Having long trafficked in conspiracy theories — his political rise was fuelled by his role as one of the nation's leading champions of the false claim that President Barack Obama was not born in the US — Trump continues, as President, to promote falsehoods and reject facts.
Trump has recently told friends that he believes Special Counsel Robert Mueller's Russia investigation will be winding down by the end of the year, and that he will be exonerated, even though many experts and others close to the wide-ranging probe say that view is overly optimistic.
Trump has watched as other high-profile men's careers have crumbled under the weight of public accusations of sexual misconduct. Yet Trump has faced no disciplinary repercussions, even after bragging on a 2005 tape about having sexually assaulted women.
During the 2016 campaign, more than 12 women publicly came forward with claims that Trump had sexually harassed or assaulted them.
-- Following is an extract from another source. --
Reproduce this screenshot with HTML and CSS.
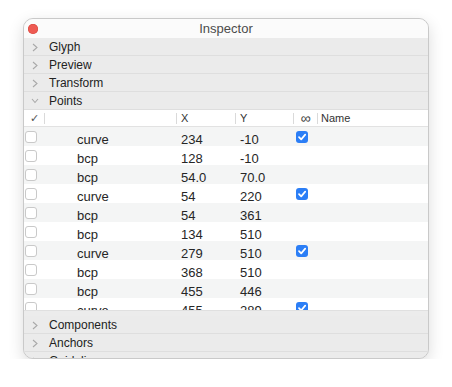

Yet Trump categorically denied the women's accounts and won the election.
Trump occasionally has even speculated, in private conversations with advisers and friends over the past year, that the voice in the "Access Hollywood" may not be him, or that the tape may have been unfairly doctored.
Roger Stone, a former political adviser to and longtime friend of Trump, said the President is less strategic and more spontaneous with his controversial comments.
"I just think you're seeing the President as way too Machiavellian," Stone said. "He doesn't necessarily have a strategy. His instincts on the news cycle and how to tweak his enemies is extraordinary ... He's a master marketer, and the only thing worse than being wrong is being boring. We're talking about this now."